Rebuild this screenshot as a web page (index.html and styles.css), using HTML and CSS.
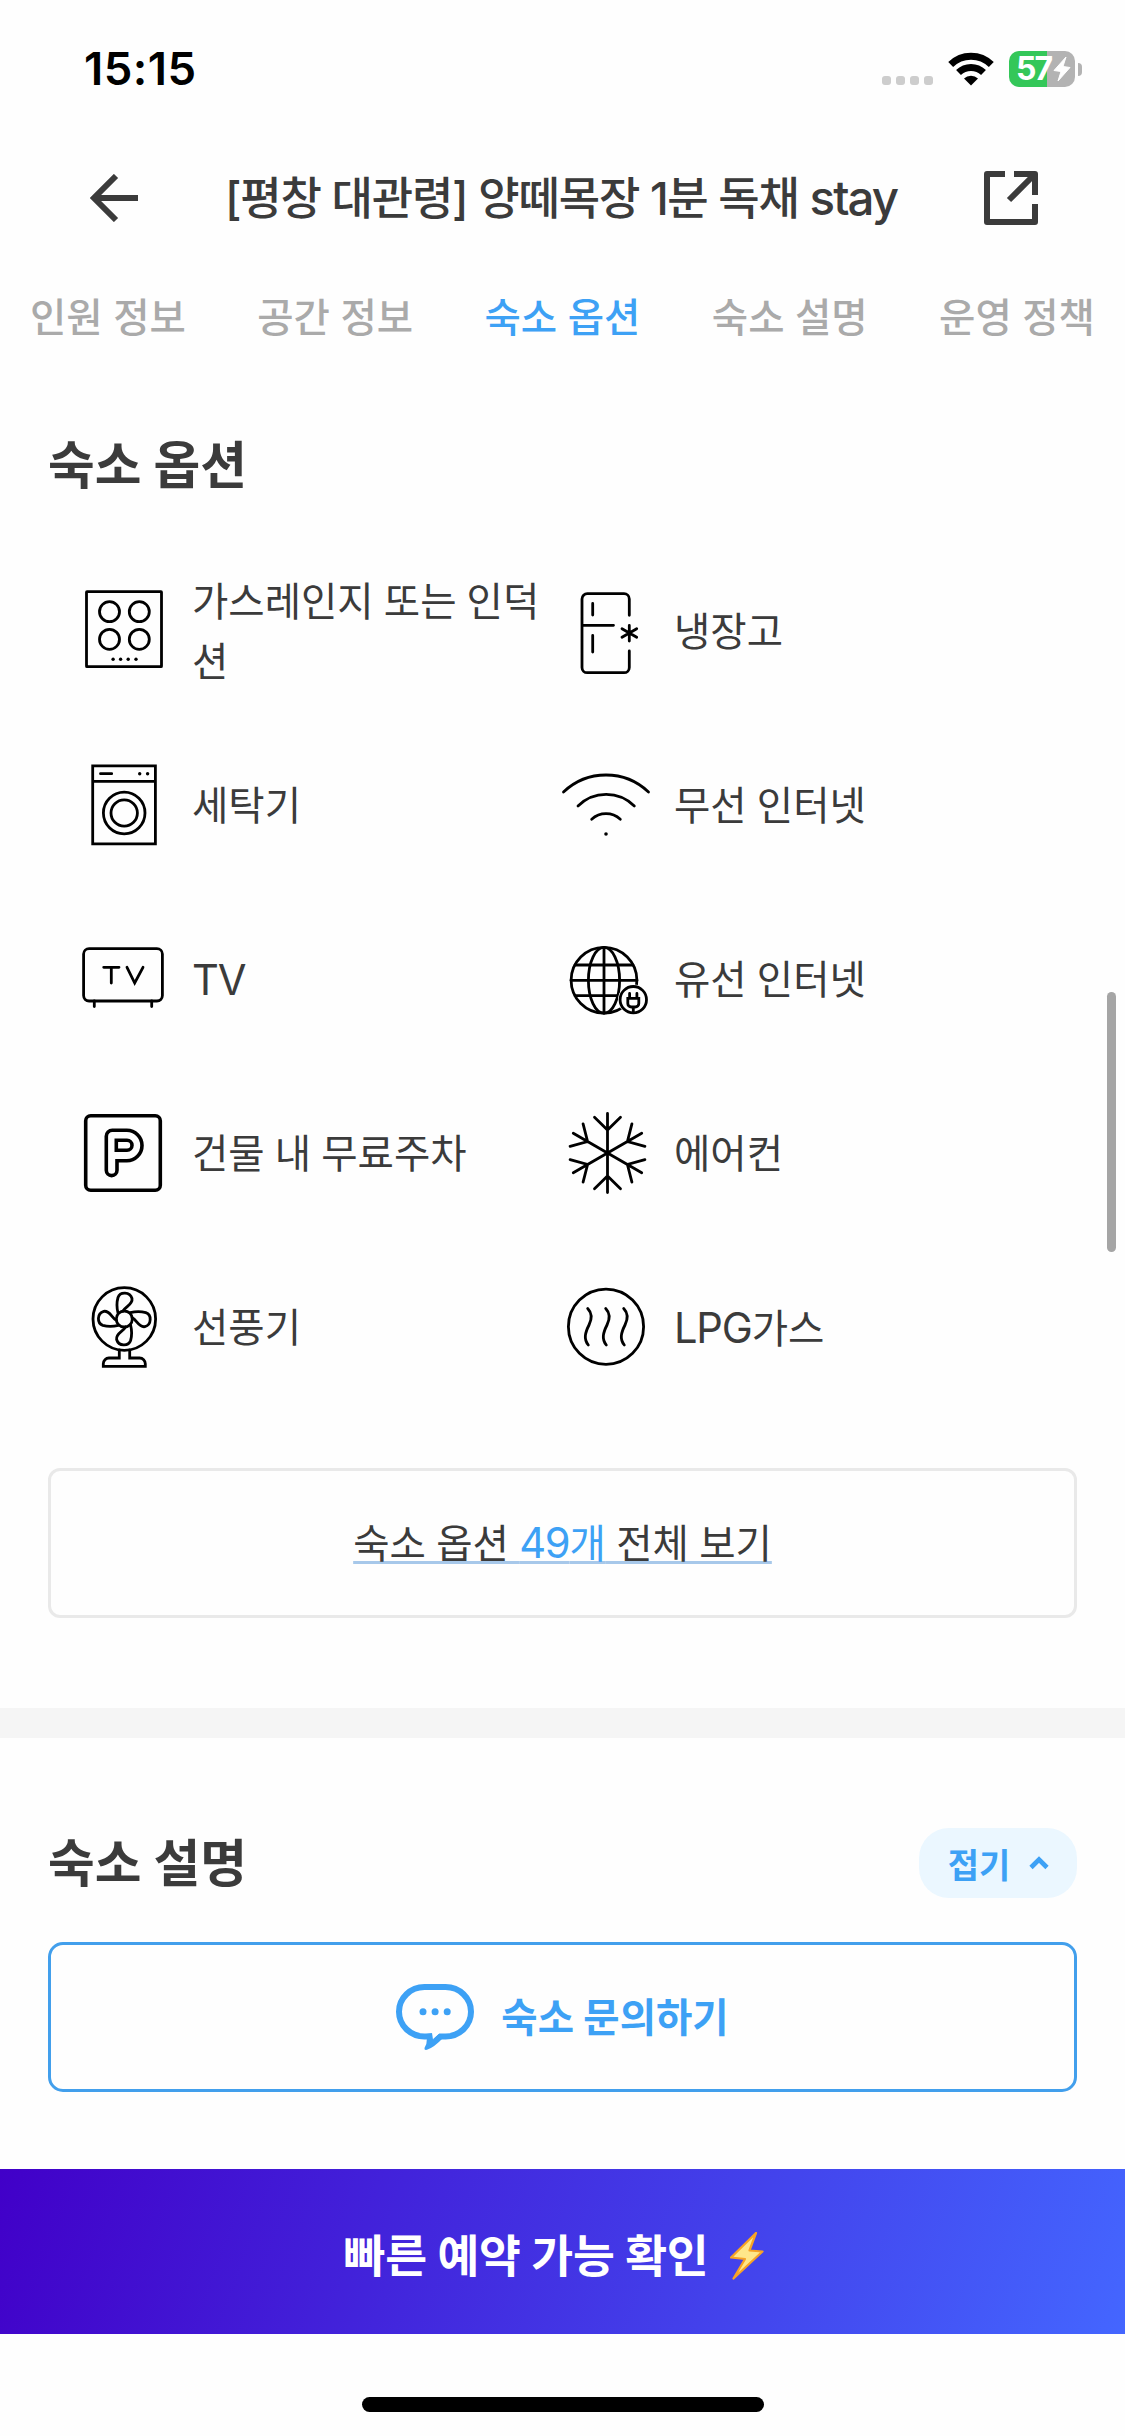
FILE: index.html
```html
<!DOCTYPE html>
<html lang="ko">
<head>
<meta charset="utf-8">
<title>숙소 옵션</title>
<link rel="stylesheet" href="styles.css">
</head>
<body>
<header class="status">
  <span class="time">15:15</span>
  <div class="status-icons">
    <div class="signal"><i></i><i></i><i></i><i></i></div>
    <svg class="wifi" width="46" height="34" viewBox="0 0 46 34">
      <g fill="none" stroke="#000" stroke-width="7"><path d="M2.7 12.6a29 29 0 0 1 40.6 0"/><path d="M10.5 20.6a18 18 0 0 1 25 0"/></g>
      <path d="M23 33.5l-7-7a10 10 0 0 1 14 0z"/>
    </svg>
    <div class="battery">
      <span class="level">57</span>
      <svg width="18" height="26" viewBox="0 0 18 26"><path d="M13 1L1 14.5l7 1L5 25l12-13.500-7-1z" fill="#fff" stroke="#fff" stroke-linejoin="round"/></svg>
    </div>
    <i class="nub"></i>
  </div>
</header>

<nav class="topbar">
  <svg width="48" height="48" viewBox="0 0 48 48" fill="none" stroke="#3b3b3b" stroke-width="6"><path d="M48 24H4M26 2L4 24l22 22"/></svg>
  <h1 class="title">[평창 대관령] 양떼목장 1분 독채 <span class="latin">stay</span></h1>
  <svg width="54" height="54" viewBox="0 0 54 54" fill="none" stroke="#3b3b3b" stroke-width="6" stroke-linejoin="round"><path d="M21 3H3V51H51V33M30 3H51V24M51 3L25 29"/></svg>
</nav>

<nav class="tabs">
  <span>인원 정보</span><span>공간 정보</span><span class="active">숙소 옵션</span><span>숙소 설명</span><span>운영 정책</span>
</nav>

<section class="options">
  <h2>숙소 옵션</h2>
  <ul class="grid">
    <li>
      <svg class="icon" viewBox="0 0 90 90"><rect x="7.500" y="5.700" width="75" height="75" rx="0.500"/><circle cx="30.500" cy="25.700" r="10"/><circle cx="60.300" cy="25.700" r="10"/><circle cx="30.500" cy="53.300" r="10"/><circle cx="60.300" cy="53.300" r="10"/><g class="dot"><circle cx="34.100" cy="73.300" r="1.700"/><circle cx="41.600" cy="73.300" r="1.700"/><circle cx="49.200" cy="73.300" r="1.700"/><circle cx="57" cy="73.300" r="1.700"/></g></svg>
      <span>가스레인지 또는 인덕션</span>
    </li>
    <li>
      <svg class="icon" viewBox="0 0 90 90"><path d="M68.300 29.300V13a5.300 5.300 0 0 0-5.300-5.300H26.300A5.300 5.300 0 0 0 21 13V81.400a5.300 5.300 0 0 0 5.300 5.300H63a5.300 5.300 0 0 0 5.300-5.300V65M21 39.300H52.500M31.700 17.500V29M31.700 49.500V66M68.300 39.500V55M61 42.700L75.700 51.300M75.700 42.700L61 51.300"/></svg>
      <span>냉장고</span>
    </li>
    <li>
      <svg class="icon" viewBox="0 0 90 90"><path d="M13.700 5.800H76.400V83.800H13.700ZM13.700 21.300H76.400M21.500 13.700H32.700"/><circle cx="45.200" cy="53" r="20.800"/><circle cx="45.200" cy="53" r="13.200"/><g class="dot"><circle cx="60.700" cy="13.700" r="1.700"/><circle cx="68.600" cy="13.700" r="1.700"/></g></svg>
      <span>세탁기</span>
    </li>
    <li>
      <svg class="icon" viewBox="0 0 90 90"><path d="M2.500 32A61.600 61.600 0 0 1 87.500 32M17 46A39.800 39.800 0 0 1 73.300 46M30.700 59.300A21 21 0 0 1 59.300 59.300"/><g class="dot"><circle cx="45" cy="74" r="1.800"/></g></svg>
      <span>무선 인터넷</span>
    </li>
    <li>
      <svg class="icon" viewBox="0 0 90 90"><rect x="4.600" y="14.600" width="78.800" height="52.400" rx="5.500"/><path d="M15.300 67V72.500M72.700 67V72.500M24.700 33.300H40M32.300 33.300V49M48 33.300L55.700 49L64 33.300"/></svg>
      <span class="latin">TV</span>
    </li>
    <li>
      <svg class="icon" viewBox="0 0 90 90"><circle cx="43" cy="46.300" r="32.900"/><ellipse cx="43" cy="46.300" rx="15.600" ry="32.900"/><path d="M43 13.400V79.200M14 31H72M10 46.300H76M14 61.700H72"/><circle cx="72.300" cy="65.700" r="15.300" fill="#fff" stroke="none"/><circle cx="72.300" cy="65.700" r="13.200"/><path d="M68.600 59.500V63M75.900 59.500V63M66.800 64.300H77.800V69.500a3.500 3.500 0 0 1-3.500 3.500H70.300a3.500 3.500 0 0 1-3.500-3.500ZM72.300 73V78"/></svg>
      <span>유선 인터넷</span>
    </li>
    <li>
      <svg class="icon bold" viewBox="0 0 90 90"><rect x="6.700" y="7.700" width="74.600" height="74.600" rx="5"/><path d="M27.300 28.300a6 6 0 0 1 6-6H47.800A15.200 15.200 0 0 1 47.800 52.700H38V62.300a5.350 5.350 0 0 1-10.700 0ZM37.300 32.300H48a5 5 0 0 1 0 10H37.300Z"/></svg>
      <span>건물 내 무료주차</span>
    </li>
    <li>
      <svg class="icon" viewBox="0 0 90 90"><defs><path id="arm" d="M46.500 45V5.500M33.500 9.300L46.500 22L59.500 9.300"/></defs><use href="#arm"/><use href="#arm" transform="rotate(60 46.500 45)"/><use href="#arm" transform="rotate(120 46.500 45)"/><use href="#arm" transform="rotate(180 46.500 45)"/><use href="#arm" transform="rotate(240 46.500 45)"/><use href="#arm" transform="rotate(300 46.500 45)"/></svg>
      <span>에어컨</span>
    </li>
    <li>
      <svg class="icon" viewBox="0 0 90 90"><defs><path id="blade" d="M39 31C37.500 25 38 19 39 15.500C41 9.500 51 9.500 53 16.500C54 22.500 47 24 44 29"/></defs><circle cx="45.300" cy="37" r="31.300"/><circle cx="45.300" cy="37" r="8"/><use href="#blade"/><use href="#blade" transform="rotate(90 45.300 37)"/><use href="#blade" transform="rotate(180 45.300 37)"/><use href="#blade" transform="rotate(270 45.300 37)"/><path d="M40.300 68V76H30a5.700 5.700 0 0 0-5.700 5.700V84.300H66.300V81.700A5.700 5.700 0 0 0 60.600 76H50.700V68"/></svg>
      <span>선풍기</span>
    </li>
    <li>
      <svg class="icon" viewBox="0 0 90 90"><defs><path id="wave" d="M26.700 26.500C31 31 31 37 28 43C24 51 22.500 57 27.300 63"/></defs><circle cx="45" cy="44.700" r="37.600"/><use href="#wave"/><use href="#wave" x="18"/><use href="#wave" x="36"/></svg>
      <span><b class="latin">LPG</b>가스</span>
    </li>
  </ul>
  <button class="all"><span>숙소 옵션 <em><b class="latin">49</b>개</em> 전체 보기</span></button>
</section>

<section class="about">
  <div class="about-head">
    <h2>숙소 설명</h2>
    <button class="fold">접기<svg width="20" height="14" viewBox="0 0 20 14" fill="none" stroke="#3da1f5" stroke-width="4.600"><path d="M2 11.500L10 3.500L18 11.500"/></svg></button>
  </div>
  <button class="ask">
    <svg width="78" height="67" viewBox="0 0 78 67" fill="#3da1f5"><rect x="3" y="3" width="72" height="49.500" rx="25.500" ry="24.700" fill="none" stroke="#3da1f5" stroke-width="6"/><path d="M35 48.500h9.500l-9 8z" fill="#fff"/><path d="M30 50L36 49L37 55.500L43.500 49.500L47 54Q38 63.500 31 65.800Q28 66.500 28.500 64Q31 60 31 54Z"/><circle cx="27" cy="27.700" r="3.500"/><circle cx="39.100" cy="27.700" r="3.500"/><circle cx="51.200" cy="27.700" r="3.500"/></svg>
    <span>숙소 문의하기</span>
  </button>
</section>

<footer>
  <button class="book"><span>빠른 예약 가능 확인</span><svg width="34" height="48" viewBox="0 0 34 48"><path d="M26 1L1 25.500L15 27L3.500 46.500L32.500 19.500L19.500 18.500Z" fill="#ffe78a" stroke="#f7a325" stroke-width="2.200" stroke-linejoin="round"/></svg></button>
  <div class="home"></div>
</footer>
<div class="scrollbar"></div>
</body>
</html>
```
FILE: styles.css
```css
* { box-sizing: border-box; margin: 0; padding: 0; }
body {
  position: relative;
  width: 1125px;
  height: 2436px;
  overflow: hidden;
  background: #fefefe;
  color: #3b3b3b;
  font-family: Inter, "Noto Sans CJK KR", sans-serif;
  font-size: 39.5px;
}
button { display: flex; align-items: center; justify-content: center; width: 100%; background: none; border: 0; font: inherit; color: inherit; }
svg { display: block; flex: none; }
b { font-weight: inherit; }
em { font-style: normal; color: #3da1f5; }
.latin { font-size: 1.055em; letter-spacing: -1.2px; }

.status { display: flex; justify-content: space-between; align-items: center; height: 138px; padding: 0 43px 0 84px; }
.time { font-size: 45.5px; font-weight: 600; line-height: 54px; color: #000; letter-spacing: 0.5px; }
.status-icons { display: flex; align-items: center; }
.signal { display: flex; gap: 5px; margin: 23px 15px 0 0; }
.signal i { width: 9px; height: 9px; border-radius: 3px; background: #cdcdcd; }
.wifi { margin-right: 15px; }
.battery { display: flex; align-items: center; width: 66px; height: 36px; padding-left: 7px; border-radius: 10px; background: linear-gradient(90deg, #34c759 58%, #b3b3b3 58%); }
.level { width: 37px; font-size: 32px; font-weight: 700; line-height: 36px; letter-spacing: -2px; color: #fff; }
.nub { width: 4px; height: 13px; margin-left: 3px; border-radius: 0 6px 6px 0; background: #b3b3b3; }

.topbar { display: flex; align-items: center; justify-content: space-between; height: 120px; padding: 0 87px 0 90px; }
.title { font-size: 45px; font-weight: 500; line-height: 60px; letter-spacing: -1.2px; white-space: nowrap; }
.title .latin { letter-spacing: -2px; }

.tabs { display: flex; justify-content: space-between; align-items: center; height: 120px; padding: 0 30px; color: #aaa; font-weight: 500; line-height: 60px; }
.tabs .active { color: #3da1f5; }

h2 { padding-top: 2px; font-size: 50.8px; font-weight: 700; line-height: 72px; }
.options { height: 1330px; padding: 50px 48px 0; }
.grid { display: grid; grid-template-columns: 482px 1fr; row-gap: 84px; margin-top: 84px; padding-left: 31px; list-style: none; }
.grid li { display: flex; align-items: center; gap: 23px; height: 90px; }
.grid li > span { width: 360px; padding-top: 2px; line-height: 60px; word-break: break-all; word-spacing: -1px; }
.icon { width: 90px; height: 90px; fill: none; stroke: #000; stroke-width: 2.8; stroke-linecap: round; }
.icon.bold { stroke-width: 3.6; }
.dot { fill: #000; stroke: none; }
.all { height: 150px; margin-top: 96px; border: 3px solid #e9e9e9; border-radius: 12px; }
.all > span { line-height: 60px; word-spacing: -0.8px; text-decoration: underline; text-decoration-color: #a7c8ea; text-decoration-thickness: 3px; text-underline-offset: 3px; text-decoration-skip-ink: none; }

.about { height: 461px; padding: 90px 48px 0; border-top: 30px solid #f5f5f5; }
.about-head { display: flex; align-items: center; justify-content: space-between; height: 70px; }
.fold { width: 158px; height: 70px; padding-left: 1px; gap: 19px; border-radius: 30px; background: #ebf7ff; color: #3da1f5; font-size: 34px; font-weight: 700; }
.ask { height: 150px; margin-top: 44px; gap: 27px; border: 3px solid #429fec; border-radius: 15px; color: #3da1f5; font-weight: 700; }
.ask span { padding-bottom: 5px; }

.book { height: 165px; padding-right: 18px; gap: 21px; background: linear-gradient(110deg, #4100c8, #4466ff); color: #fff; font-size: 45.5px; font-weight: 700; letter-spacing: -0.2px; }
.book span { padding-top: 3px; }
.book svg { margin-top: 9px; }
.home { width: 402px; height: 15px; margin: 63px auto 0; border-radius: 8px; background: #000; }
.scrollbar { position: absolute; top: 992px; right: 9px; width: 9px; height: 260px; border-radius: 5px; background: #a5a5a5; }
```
═══
> Required work: Copy all lines from the material that contain "index".

> Output of the task:
Rebuild this screenshot as a web page (index.html and styles.css), using HTML and CSS.
FILE: index.html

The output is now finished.